- _Web page code records_
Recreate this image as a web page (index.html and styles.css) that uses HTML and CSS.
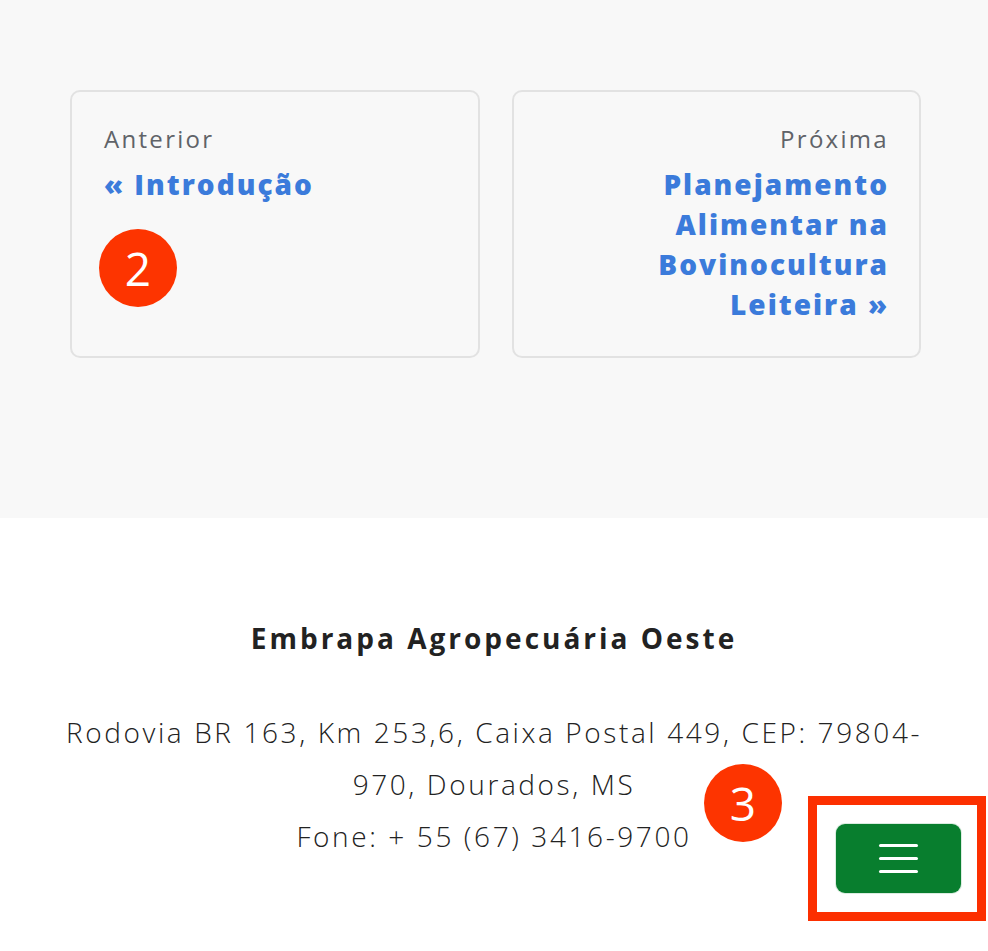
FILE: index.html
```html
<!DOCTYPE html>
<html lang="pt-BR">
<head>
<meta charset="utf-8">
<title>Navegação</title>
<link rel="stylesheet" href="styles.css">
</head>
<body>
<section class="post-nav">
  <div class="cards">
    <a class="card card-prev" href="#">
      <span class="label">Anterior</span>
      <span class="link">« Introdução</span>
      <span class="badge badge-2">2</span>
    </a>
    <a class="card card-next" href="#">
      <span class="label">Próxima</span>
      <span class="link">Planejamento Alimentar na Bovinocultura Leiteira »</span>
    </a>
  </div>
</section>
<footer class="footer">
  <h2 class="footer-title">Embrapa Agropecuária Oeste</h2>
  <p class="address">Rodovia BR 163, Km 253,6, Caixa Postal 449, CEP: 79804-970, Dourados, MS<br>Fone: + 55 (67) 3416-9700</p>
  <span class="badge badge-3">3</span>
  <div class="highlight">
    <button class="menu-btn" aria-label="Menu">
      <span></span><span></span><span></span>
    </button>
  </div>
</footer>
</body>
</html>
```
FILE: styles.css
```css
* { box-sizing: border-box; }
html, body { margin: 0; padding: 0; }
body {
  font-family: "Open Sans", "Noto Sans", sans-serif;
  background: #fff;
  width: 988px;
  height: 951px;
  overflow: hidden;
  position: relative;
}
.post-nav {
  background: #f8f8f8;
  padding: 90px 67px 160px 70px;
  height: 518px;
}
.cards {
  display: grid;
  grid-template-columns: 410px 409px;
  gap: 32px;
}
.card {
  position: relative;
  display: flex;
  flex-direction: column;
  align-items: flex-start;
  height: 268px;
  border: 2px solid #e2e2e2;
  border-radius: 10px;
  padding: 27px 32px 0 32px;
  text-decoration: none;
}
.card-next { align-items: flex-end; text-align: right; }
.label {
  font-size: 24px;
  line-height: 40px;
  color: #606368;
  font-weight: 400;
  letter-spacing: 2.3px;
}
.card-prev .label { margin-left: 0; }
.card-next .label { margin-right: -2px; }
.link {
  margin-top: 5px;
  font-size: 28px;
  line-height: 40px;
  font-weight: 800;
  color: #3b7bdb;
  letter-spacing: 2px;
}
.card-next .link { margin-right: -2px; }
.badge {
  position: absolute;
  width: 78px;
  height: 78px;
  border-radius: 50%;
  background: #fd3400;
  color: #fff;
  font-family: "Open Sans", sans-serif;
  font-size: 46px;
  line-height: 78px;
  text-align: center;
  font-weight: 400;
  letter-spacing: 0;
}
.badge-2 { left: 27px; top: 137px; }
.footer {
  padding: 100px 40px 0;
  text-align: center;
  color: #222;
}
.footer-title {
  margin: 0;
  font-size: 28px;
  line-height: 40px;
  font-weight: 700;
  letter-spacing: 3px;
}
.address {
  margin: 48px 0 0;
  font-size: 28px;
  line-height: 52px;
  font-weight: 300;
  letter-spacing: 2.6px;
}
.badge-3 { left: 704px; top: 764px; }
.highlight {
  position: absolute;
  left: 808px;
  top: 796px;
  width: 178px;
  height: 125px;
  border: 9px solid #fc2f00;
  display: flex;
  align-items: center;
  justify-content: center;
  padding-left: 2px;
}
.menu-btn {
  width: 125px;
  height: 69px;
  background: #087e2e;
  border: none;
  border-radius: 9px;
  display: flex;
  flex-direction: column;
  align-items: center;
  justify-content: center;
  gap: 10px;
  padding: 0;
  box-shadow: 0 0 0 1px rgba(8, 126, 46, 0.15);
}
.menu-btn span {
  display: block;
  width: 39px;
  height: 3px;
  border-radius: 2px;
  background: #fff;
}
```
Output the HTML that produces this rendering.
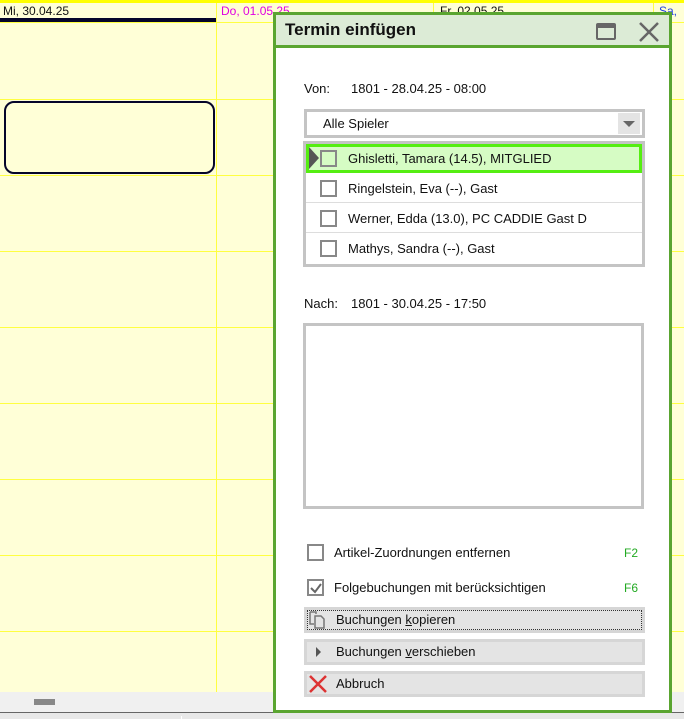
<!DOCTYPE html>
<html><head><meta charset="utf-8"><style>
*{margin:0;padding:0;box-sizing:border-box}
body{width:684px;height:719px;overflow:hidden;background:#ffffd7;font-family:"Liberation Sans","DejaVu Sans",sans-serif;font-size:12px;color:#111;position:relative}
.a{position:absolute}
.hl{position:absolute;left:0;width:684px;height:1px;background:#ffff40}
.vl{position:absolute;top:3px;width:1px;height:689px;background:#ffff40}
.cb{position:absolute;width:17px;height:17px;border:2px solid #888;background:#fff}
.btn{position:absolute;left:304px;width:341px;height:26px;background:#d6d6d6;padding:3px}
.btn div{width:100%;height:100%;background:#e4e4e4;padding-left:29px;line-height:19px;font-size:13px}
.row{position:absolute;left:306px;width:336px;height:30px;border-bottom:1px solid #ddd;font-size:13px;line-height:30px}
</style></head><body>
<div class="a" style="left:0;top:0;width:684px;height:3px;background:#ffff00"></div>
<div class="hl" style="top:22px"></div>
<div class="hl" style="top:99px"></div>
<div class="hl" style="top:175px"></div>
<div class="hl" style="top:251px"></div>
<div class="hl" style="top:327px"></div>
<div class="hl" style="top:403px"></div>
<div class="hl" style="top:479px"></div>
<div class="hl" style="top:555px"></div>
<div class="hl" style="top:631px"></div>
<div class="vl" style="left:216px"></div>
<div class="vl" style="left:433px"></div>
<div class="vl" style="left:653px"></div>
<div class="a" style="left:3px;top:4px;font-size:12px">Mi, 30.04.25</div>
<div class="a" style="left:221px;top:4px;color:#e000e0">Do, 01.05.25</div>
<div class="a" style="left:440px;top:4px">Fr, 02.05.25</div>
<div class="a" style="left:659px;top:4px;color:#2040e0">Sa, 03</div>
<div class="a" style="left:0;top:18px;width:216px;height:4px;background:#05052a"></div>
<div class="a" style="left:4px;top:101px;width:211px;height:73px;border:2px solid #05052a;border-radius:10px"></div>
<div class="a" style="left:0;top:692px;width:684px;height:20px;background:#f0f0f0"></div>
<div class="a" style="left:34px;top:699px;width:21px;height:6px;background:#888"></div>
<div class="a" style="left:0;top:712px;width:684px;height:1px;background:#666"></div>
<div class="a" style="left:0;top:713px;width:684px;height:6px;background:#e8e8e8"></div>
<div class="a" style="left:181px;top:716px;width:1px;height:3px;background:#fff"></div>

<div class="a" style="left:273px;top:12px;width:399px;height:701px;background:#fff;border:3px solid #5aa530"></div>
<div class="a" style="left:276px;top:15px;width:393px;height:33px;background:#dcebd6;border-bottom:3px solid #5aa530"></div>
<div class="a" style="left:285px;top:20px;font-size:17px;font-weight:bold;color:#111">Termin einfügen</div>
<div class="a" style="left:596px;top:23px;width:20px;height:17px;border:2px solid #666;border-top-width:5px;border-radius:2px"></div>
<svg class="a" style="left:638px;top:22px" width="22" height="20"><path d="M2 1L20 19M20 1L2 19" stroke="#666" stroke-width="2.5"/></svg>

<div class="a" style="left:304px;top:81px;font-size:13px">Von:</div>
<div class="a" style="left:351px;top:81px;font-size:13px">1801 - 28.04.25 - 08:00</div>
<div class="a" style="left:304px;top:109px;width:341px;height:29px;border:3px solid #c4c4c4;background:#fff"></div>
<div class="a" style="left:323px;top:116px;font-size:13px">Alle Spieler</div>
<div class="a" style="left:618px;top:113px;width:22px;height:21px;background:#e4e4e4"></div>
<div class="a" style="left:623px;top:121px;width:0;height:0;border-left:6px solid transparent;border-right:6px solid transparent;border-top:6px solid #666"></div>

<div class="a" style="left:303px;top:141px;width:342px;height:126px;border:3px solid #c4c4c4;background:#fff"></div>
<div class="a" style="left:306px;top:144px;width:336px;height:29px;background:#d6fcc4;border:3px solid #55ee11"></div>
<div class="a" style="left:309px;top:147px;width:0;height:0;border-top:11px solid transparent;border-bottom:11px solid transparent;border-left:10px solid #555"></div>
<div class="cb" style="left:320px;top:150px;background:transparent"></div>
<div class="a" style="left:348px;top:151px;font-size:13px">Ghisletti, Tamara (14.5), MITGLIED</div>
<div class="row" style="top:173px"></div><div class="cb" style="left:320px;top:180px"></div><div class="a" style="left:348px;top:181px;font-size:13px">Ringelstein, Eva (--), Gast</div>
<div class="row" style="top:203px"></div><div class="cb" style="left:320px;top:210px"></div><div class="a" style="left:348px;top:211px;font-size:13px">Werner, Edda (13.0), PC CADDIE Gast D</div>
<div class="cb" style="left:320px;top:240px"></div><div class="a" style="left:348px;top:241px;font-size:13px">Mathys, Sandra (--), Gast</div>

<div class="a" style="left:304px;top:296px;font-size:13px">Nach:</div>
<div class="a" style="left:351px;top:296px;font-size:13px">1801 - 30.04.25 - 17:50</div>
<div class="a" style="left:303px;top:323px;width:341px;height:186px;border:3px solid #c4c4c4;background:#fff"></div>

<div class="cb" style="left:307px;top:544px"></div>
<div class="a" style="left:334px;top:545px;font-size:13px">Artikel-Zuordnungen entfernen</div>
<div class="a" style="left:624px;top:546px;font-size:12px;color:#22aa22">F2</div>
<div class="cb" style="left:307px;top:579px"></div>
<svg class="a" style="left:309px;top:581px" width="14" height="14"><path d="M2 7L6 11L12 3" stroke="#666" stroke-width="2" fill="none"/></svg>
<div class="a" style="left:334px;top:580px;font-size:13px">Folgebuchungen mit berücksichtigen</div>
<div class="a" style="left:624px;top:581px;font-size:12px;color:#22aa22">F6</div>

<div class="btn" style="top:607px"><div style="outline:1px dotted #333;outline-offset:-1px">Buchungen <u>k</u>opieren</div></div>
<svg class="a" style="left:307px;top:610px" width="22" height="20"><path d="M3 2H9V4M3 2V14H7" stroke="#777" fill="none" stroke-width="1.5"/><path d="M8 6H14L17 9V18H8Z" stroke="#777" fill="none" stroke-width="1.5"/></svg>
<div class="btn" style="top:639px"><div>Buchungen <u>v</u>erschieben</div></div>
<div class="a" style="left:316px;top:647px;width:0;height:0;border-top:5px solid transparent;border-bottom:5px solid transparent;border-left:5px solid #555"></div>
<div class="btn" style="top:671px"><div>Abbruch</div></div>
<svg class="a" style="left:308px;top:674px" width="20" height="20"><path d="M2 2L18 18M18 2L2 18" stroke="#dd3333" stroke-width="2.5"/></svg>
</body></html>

- _Task details_
Tally up the lines holding the word "index" in the data above, and answer with that figure only.

- _Answer to the exercise_
2